Q: I adopted a 5 month old puppy and I am absolutely in love with him, mostly. I work from home and sometimes I need to just focus, but he won’t let me. When I sit down, he wants to be in my lap and play. If I ignore him, he terrorizes my Tory Burch slip-ons that live on my closet floor. Help, please!

A: That’s play behavior and attention seeking combined. Your puppy wants your attention — and probably has a surplus of energy at this age. You can’t quell the energy or the enthusiasm that your puppy has – and that’s what we love about dogs! But you can control the environment to set your puppy up for success. After a good walk and play outside, confine your puppy to a “dog safe” area. Have you been doing crate training? This would be the time to crate him. It can also be an x-pen or a safe room with a baby gate. I like the x-pen as you can easily move it around in your house and keep your puppy close by. Once the space is under control, redirect your puppy to play with his own toys. You can’t make him not want to play, so give him ample choices of appropriate toys to harass (ones that are less expensive than your shoes).

If your puppy needs more mental exercise, offer all his meals in food dispensing toys.  You will be providing him with an outlet to satisfy his chewing and hunting needs. The reason his behavior is a pattern is because your is. Each time he tries to get your attention, then ultimately gets your shoes, you get up from the couch. As far as he is concerned, it “works!” Don’t take calm behavior for granted either. Make a habit out of praising, petting, or tossing your puppy a treat whenever he’s laying around quietly and playing with his toys.

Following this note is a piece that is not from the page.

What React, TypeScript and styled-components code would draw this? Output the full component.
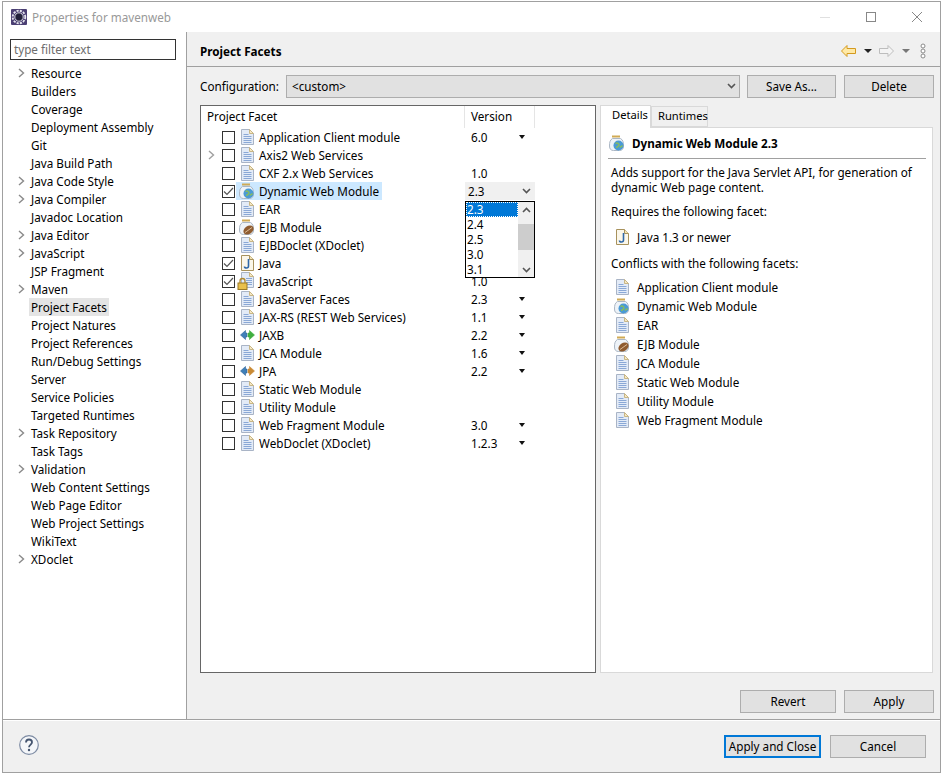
import React from 'react'
import styled, { createGlobalStyle } from 'styled-components'

const GlobalStyle = createGlobalStyle`
    html, body {
        margin: 0;
        padding: 0;
        background: #fff;
    }
    body {
        font-family: "Noto Sans", "Liberation Sans", sans-serif;
        font-size: 11.7px;
        color: #000;
    }
    * { box-sizing: border-box; }
`

const Page = styled.div`
    width: 944px;
    height: 775px;
    padding: 1px 3px 2px 2px;
`

const Window = styled.div`
    height: 100%;
    display: flex;
    flex-direction: column;
    border: 1px solid #a0a0a0;
    background: #f0f0f0;
`

const TitleBar = styled.div`
    height: 30px;
    flex: none;
    display: flex;
    align-items: center;
    padding: 0 0 0 8px;
    background: #fff;
`

const TitleText = styled.span`
    margin-left: 5px;
    color: #999;
    flex: 1;
    line-height: 30px;
`

const WinButton = styled.span`
    display: flex;
    width: 46px;
    justify-content: center;
    align-items: center;
`

const Main = styled.div`
    flex: 1;
    display: flex;
    min-height: 0;
`

const Sidebar = styled.aside`
    width: 184px;
    flex: none;
    background: #fff;
    border-right: 1px solid #a0a0a0;
    padding: 7px 0 0 7px;
`

const FilterBox = styled.div`
    width: 166px;
    height: 21px;
    border: 1px solid #333;
    padding-left: 3px;
    line-height: 18px;
    color: #6d6d6d;
    background: #fff;
`

const Tree = styled.ul`
    list-style: none;
    margin: 4px 0 0;
    padding: 0;
`

const TreeItem = styled.li`
    height: 18px;
    display: flex;
    align-items: center;
`

const TreeArrow = styled.span`
    width: 19px;
    padding-left: 8px;
    display: flex;
    align-items: center;
    flex: none;
`

const TreeLabel = styled.span<{ $selected?: boolean }>`
    padding: 0 2px;
    height: 18px;
    line-height: 18px;
    white-space: nowrap;
    background: ${(p) => (p.$selected ? '#e4e4e4' : 'transparent')};
`

const Content = styled.section`
    flex: 1;
    min-width: 0;
    display: flex;
    flex-direction: column;
`

const ContentHeader = styled.div`
    height: 35px;
    flex: none;
    padding: 3px 14px 0 13px;
    display: flex;
    align-items: center;
    justify-content: space-between;
    border-bottom: 1px solid #a0a0a0;
`

const HeaderTitle = styled.h1`
    margin: 0;
    font-size: 11.7px;
    font-weight: 700;
`

const HeaderTools = styled.div`
    display: flex;
    align-items: center;
`

const ContentBody = styled.div`
    flex: 1;
    min-height: 0;
    padding: 8px 6px 6px 13px;
    display: flex;
    flex-direction: column;
`

const ConfigRow = styled.div`
    display: flex;
    align-items: center;
    height: 23px;
    flex: none;
`

const ConfigLabel = styled.span`
    width: 86px;
    flex: none;
    padding-bottom: 2px;
`

const ConfigSelect = styled.div`
    width: 454px;
    height: 23px;
    flex: none;
    display: flex;
    align-items: center;
    justify-content: space-between;
    padding: 0 3px 2px 5px;
    background: #e1e1e1;
    border: 1px solid #adadad;
`

const Button = styled.button<{ $width: number; $default?: boolean }>`
    width: ${(p) => p.$width}px;
    height: 23px;
    padding: 0 0 2px;
    flex: none;
    font: inherit;
    color: #000;
    background: #e1e1e1;
    border: ${(p) => (p.$default ? '2px solid #0078d7' : '1px solid #adadad')};
`

const ConfigButtons = styled.div`
    display: flex;
    gap: 8px;
    margin-left: 7px;
`

const Panes = styled.div`
    flex: 1;
    min-height: 0;
    display: flex;
    gap: 4px;
    margin-top: 7px;
    padding-right: 1px;
`

const FacetTable = styled.div`
    position: relative;
    width: 396px;
    flex: none;
    background: #fff;
    border: 1px solid #666;
`

const TableHead = styled.div`
    height: 22px;
    display: flex;
`

const HeadCell = styled.div<{ $width: number; $pad: number }>`
    width: ${(p) => p.$width}px;
    padding-left: ${(p) => p.$pad}px;
    line-height: 20px;
    border-right: 1px solid #e5e5e5;
`

const FacetRow = styled.div`
    height: 18px;
    display: flex;
    align-items: center;
`

const FacetName = styled.div`
    width: 264px;
    flex: none;
    display: flex;
    align-items: center;
`

const Twist = styled.span`
    width: 21px;
    flex: none;
    padding-left: 7px;
    display: flex;
    align-items: center;
`

const CheckBox = styled.span`
    width: 13px;
    height: 13px;
    flex: none;
    display: flex;
    align-items: center;
    justify-content: center;
    background: #fff;
    border: 1px solid #333;
`

const FacetLabel = styled.span<{ $selected?: boolean }>`
    margin-left: 1px;
    height: 18px;
    padding: 0 3px 0 3px;
    display: flex;
    align-items: center;
    gap: 4px;
    white-space: nowrap;
    background: ${(p) => (p.$selected ? '#cce8ff' : 'transparent')};
`

const IconSlot = styled.span`
    width: 16px;
    height: 16px;
    flex: none;
    display: flex;
    align-items: center;
    justify-content: center;
`

const VersionCell = styled.div<{ $active?: boolean }>`
    width: 70px;
    height: 18px;
    flex: none;
    display: flex;
    align-items: center;
    justify-content: space-between;
    padding: ${(p) => (p.$active ? '0 4px 0 3px' : '0 10px 0 6px')};
    background: ${(p) => (p.$active ? '#f0f0f0' : 'transparent')};
`

const Caret = styled.span`
    width: 0;
    height: 0;
    border-left: 3.5px solid transparent;
    border-right: 3.5px solid transparent;
    border-top: 4px solid #111;
`

const Dropdown = styled.div`
    position: absolute;
    left: 264px;
    top: 95px;
    width: 70px;
    height: 77px;
    display: flex;
    background: #fff;
    border: 1px solid #000;
    overflow: hidden;
`

const DropList = styled.div`
    flex: 1;
`

const DropItem = styled.div<{ $selected?: boolean }>`
    height: 15px;
    line-height: 15px;
    padding-left: 1px;
    color: ${(p) => (p.$selected ? '#fff' : '#000')};
    background: ${(p) => (p.$selected ? '#0078d7' : 'transparent')};
    outline: ${(p) => (p.$selected ? '1px dotted #fff' : 'none')};
    outline-offset: -1px;
`

const ScrollBar = styled.div`
    width: 16px;
    flex: none;
    display: flex;
    flex-direction: column;
    justify-content: space-between;
    background: #f0f0f0;
    position: relative;
`

const ScrollButton = styled.span`
    height: 15px;
    display: flex;
    align-items: center;
    justify-content: center;
`

const ScrollThumb = styled.span`
    position: absolute;
    left: 0;
    right: 0;
    top: 22px;
    height: 26px;
    background: #cdcdcd;
`

const DetailPane = styled.div`
    flex: 1;
    min-width: 0;
    display: flex;
    flex-direction: column;
    margin-top: -1px;
`

const Tabs = styled.div`
    height: 23px;
    flex: none;
    display: flex;
    align-items: flex-end;
    position: relative;
    z-index: 1;
    font-size: 11.2px;
`

const Tab = styled.div<{ $active?: boolean }>`
    height: ${(p) => (p.$active ? 23 : 21)}px;
    width: ${(p) => (p.$active ? 51 : 57)}px;
    padding-left: ${(p) => (p.$active ? 11 : 6)}px;
    line-height: ${(p) => (p.$active ? 17 : 18)}px;
    background: ${(p) => (p.$active ? '#fff' : '#f0f0f0')};
    border: 1px solid #d9d9d9;
    border-bottom: ${(p) => (p.$active ? 'none' : '1px solid #d9d9d9')};
    margin-bottom: ${(p) => (p.$active ? -1 : 0)}px;
`

const DetailBody = styled.div`
    flex: 1;
    min-height: 0;
    background: #fff;
    border: 1px solid #d9d9d9;
    padding: 7px 6px 0 7px;
`

const DetailHeading = styled.div`
    height: 24px;
    display: flex;
    align-items: center;
    gap: 7px;
    padding: 0 0 7px 1px;
    font-weight: 700;
    border-bottom: 1px solid #a0a0a0;
`

const Paragraph = styled.p<{ $top: number }>`
    margin: ${(p) => p.$top}px 0 0 3px;
    line-height: 15px;
`

const DetailList = styled.ul<{ $top: number }>`
    list-style: none;
    margin: ${(p) => p.$top}px 0 0;
    padding: 0 0 0 6px;
`

const DetailItem = styled.li`
    height: 19px;
    display: flex;
    align-items: center;
    gap: 7px;
`

const ActionRow = styled.div`
    flex: none;
    display: flex;
    justify-content: flex-end;
    gap: 8px;
    margin-top: 17px;
`

const Footer = styled.footer`
    height: 53px;
    flex: none;
    border-top: 1px solid #a0a0a0;
    box-shadow: inset 0 1px 0 #fff;
    padding: 15px 14px 0 16px;
    display: flex;
    align-items: flex-start;
    justify-content: space-between;
`

const FooterButtons = styled.div`
    display: flex;
    gap: 9px;
`

const ToolCaret = styled.span<{ $color: string; $mr: number }>`
    width: 0;
    height: 0;
    margin: 0 ${(p) => p.$mr}px 0 8px;
    border-left: 4px solid transparent;
    border-right: 4px solid transparent;
    border-top: 4px solid ${(p) => p.$color};
`

const Chevron = ({ color = '#8a8a8a' }: { color?: string }) => (
    <svg width="7" height="10" viewBox="0 0 7 10">
        <path d="M1 1l4.5 4L1 9" fill="none" stroke={color} strokeWidth="1.4" />
    </svg>
)

const SmallChevron = ({ up }: { up?: boolean }) => (
    <svg width="9" height="6" viewBox="0 0 9 6">
        <path d={up ? 'M1 5l3.5-3.5L8 5' : 'M1 1l3.5 3.5L8 1'} fill="none" stroke="#555" strokeWidth="1.6" />
    </svg>
)

const Check = () => (
    <svg width="11" height="11" viewBox="0 0 11 11">
        <path d="M1 5.5l3 3L10 2" fill="none" stroke="#555" strokeWidth="1.2" />
    </svg>
)

const PageIcon = () => (
    <svg width="13" height="16" viewBox="0 0 13 16">
        <path d="M.5.5h8l4 4v11H.5z" fill="#e3ebf7" stroke="#a9b4c6" />
        <path d="M8.500.5v4h4z" fill="#f6e9c4" stroke="#c9b685" />
        <path d="M2.500 5.500h5M2.500 7.500h8M2.500 9.500h8M2.500 11.500h8M2.500 13.500h8" stroke="#8aa8d6" />
    </svg>
)

const Jar = ({ bean }: { bean?: boolean }) => (
    <svg width="16" height="16" viewBox="0 0 16 16">
        <path d="M3 1.500h8" stroke="#d0aa55" strokeWidth="2" />
        <path d="M3.500 3.500C1 5 .5 7 .5 11c0 3 1.500 4.500 4 4.500h6c2.500 0 4-1.500 4-4.500 0-4-.5-6-3-7.500z" fill="#eef3f8" stroke="#aab6c4" />
        {bean ? (
            <>
                <ellipse cx="9.500" cy="11" rx="5.500" ry="4" fill="#8f5c30" transform="rotate(-35 9.500 11)" />
                <path d="M6 13.500l7-5" stroke="#dcbc98" />
            </>
        ) : (
            <>
                <circle cx="9.500" cy="10.500" r="5" fill="#4a9ad6" />
                <path d="M6.500 8.500c2-1 3.500 0 3.500 1.500s-2 1-2.500 3M11 12.500c.5-1 2-1 2.500-2" stroke="#86bd5e" strokeWidth="1.500" fill="none" />
            </>
        )}
    </svg>
)

const JavaFile = () => (
    <svg width="13" height="16" viewBox="0 0 13 16">
        <path d="M.5.5h8l4 4v11H.5z" fill="#fbf7ea" stroke="#a8925c" />
        <path d="M8.500.5v4h4" fill="#f2e4b8" stroke="#a8925c" />
        <path d="M7.500 4v7c0 1.500-1 2-2 2s-2-.5-2-1.500" fill="none" stroke="#2f68a8" strokeWidth="1.600" />
    </svg>
)

const LockedPage = () => (
    <svg width="18" height="18" viewBox="0 0 18 18" style={{ marginLeft: -2 }}>
        <path d="M4.500.5h8l4 4v11h-12z" fill="#e3ebf7" stroke="#a9b4c6" />
        <path d="M12.500.5v4h4z" fill="#f6e9c4" stroke="#c9b685" />
        <path d="M9 6.500h6M9 8.500h6M9 10.500h6M9 12.500h6" stroke="#8aa8d6" />
        <path d="M3 11V9a2.500 2.500 0 015 0v2" fill="none" stroke="#b08a30" strokeWidth="1.300" />
        <rect x="1" y="11" width="9" height="6.500" fill="#e9c04c" stroke="#9c7a24" />
    </svg>
)

const BiArrow = ({ right }: { right: string }) => (
    <svg width="15" height="10" viewBox="0 0 15 10">
        <path d="M5.500.5L.5 5l5 4.500V7H7V3H5.500z" fill="#3f7fb8" stroke="#2d6397" strokeWidth=".6" />
        <path d="M9.500.5l5 4.500-5 4.500V7H8V3h1.500z" fill={right} strokeWidth=".6" stroke={right} />
    </svg>
)

const EclipseLogo = () => (
    <svg width="16" height="16" viewBox="0 0 16 16">
        <rect width="16" height="16" rx="1" fill="#4b3f73" />
        <circle cx="8" cy="8" r="6.300" fill="none" stroke="#e6e6ee" strokeWidth="1.800" strokeDasharray="2.200 1.100" />
        <circle cx="8" cy="8" r="4.200" fill="#22203a" stroke="#d8d8e2" />
    </svg>
)

const BackArrow = ({ disabled }: { disabled?: boolean }) => (
    <svg width="15" height="12" viewBox="0 0 15 12">
        {disabled ? (
            <path d="M9 .5L14.500 6 9 11.500V8.500H.5v-5H9z" fill="#f4f4f4" stroke="#bdbdbd" />
        ) : (
            <path d="M6 .5L.5 6 6 11.500V8.500h8.500v-5H6z" fill="#ffe9a6" stroke="#d49a1e" />
        )}
    </svg>
)

const treeItems: [string, boolean?][] = [
    ['Resource', true], ['Builders'], ['Coverage'], ['Deployment Assembly'], ['Git'], ['Java Build Path'],
    ['Java Code Style', true], ['Java Compiler', true], ['Javadoc Location'], ['Java Editor', true],
    ['JavaScript', true], ['JSP Fragment'], ['Maven', true], ['Project Facets'], ['Project Natures'],
    ['Project References'], ['Run/Debug Settings'], ['Server'], ['Service Policies'], ['Targeted Runtimes'],
    ['Task Repository', true], ['Task Tags'], ['Validation', true], ['Web Content Settings'], ['Web Page Editor'],
    ['Web Project Settings'], ['WikiText'], ['XDoclet', true],
]

type Facet = {
    name: string
    icon: 'page' | 'jar' | 'bean' | 'java' | 'lock' | 'jaxb' | 'jpa'
    version?: string
    caret?: boolean
    checked?: boolean
    twist?: boolean
    active?: boolean
}

const facets: Facet[] = [
    { name: 'Application Client module', icon: 'page', version: '6.0', caret: true },
    { name: 'Axis2 Web Services', icon: 'page', twist: true },
    { name: 'CXF 2.x Web Services', icon: 'page', version: '1.0' },
    { name: 'Dynamic Web Module', icon: 'jar', version: '2.3', checked: true, active: true },
    { name: 'EAR', icon: 'page' },
    { name: 'EJB Module', icon: 'bean' },
    { name: 'EJBDoclet (XDoclet)', icon: 'page' },
    { name: 'Java', icon: 'java', checked: true },
    { name: 'JavaScript', icon: 'lock', version: '1.0', checked: true },
    { name: 'JavaServer Faces', icon: 'page', version: '2.3', caret: true },
    { name: 'JAX-RS (REST Web Services)', icon: 'page', version: '1.1', caret: true },
    { name: 'JAXB', icon: 'jaxb', version: '2.2', caret: true },
    { name: 'JCA Module', icon: 'page', version: '1.6', caret: true },
    { name: 'JPA', icon: 'jpa', version: '2.2', caret: true },
    { name: 'Static Web Module', icon: 'page' },
    { name: 'Utility Module', icon: 'page' },
    { name: 'Web Fragment Module', icon: 'page', version: '3.0', caret: true },
    { name: 'WebDoclet (XDoclet)', icon: 'page', version: '1.2.3', caret: true },
]

const conflicts: [string, Facet['icon']][] = [
    ['Application Client module', 'page'], ['Dynamic Web Module', 'jar'], ['EAR', 'page'], ['EJB Module', 'bean'],
    ['JCA Module', 'page'], ['Static Web Module', 'page'], ['Utility Module', 'page'], ['Web Fragment Module', 'page'],
]

const FacetIcon = ({ icon }: { icon: Facet['icon'] }) => {
    switch (icon) {
        case 'jar': return <Jar />
        case 'bean': return <Jar bean />
        case 'java': return <JavaFile />
        case 'lock': return <LockedPage />
        case 'jaxb': return <BiArrow right="#3fae3f" />
        case 'jpa': return <BiArrow right="#c98a35" />
        default: return <PageIcon />
    }
}

export default function App() {
    return (
        <Page>
            <GlobalStyle />
            <Window>
                <TitleBar>
                    <EclipseLogo />
                    <TitleText>Properties for mavenweb</TitleText>
                    <WinButton>
                        <svg width="10" height="10" viewBox="0 0 10 10"><path d="M0 5.500h10" stroke="#e0e0e0" /></svg>
                    </WinButton>
                    <WinButton>
                        <svg width="10" height="10" viewBox="0 0 10 10"><rect x=".5" y=".5" width="9" height="9" fill="none" stroke="#888" /></svg>
                    </WinButton>
                    <WinButton>
                        <svg width="10" height="10" viewBox="0 0 10 10"><path d="M0 0l10 10M10 0L0 10" stroke="#888" /></svg>
                    </WinButton>
                </TitleBar>
                <Main>
                    <Sidebar>
                        <FilterBox>type filter text</FilterBox>
                        <Tree>
                            {treeItems.map(([label, expandable]) => (
                                <TreeItem key={label}>
                                    <TreeArrow>{expandable && <Chevron />}</TreeArrow>
                                    <TreeLabel $selected={label === 'Project Facets'}>{label}</TreeLabel>
                                </TreeItem>
                            ))}
                        </Tree>
                    </Sidebar>
                    <Content>
                        <ContentHeader>
                            <HeaderTitle>Project Facets</HeaderTitle>
                            <HeaderTools>
                                <BackArrow />
                                <ToolCaret $color="#222" $mr={7} />
                                <BackArrow disabled />
                                <ToolCaret $color="#777" $mr={10} />
                                <svg width="6" height="16" viewBox="0 0 6 16">
                                    <circle cx="3" cy="3" r="2" fill="#fff" stroke="#8a8a8a" />
                                    <circle cx="3" cy="8" r="2" fill="#fff" stroke="#8a8a8a" />
                                    <circle cx="3" cy="13" r="2" fill="#fff" stroke="#8a8a8a" />
                                </svg>
                            </HeaderTools>
                        </ContentHeader>
                        <ContentBody>
                            <ConfigRow>
                                <ConfigLabel>Configuration:</ConfigLabel>
                                <ConfigSelect>
                                    &lt;custom&gt;
                                    <SmallChevron />
                                </ConfigSelect>
                                <ConfigButtons>
                                    <Button $width={89}>Save As...</Button>
                                    <Button $width={90}>Delete</Button>
                                </ConfigButtons>
                            </ConfigRow>
                            <Panes>
                                <FacetTable>
                                    <TableHead>
                                        <HeadCell $width={264} $pad={6}>Project Facet</HeadCell>
                                        <HeadCell $width={70} $pad={6}>Version</HeadCell>
                                    </TableHead>
                                    {facets.map((f) => (
                                        <FacetRow key={f.name}>
                                            <FacetName>
                                                <Twist>{f.twist && <Chevron color="#a0a0a0" />}</Twist>
                                                <CheckBox>{f.checked && <Check />}</CheckBox>
                                                <FacetLabel $selected={f.active}>
                                                    <IconSlot><FacetIcon icon={f.icon} /></IconSlot>
                                                    {f.name}
                                                </FacetLabel>
                                            </FacetName>
                                            <VersionCell $active={f.active}>
                                                <span>{f.version}</span>
                                                {f.caret && <Caret />}
                                                {f.active && <SmallChevron />}
                                            </VersionCell>
                                        </FacetRow>
                                    ))}
                                    <Dropdown>
                                        <DropList>
                                            <DropItem $selected>2.3</DropItem>
                                            <DropItem>2.4</DropItem>
                                            <DropItem>2.5</DropItem>
                                            <DropItem>3.0</DropItem>
                                            <DropItem>3.1</DropItem>
                                        </DropList>
                                        <ScrollBar>
                                            <ScrollButton><SmallChevron up /></ScrollButton>
                                            <ScrollThumb />
                                            <ScrollButton><SmallChevron /></ScrollButton>
                                        </ScrollBar>
                                    </Dropdown>
                                </FacetTable>
                                <DetailPane>
                                    <Tabs>
                                        <Tab $active>Details</Tab>
                                        <Tab>Runtimes</Tab>
                                    </Tabs>
                                    <DetailBody>
                                        <DetailHeading>
                                            <Jar />
                                            Dynamic Web Module 2.3
                                        </DetailHeading>
                                        <Paragraph $top={6}>
                                            Adds support for the Java Servlet API, for generation of<br />
                                            dynamic Web page content.
                                        </Paragraph>
                                        <Paragraph $top={9}>Requires the following facet:</Paragraph>
                                        <DetailList $top={8}>
                                            <DetailItem>
                                                <IconSlot><JavaFile /></IconSlot>
                                                Java 1.3 or newer
                                            </DetailItem>
                                        </DetailList>
                                        <Paragraph $top={10}>Conflicts with the following facets:</Paragraph>
                                        <DetailList $top={6}>
                                            {conflicts.map(([name, icon]) => (
                                                <DetailItem key={name}>
                                                    <IconSlot><FacetIcon icon={icon} /></IconSlot>
                                                    {name}
                                                </DetailItem>
                                            ))}
                                        </DetailList>
                                    </DetailBody>
                                </DetailPane>
                            </Panes>
                            <ActionRow>
                                <Button $width={96}>Revert</Button>
                                <Button $width={90}>Apply</Button>
                            </ActionRow>
                        </ContentBody>
                    </Content>
                </Main>
                <Footer>
                    <svg width="20" height="20" viewBox="0 0 20 20">
                        <circle cx="10" cy="10" r="9.300" fill="#f4f6f9" stroke="#7d8ba3" strokeWidth="1.200" />
                        <path d="M7 7.500C7 5.500 8.500 4.500 10 4.500s3 1 3 2.800c0 2.200-3 2.400-3 5" fill="none" stroke="#44546f" strokeWidth="1.800" />
                        <circle cx="10" cy="15" r="1.200" fill="#44546f" />
                    </svg>
                    <FooterButtons>
                        <Button $width={97} $default>Apply and Close</Button>
                        <Button $width={96}>Cancel</Button>
                    </FooterButtons>
                </Footer>
            </Window>
        </Page>
    )
}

By now your puppy should have all his vaccinations and you can also consider enrolling him in classes. Play time with other puppies is a constructive way to get out that extra juice. We offer puppy play groups here – you can also find them at your local dog park. Training is key at this point in their development, so please enroll in a positive reinforcement training course. It will make for a long and happy relationship.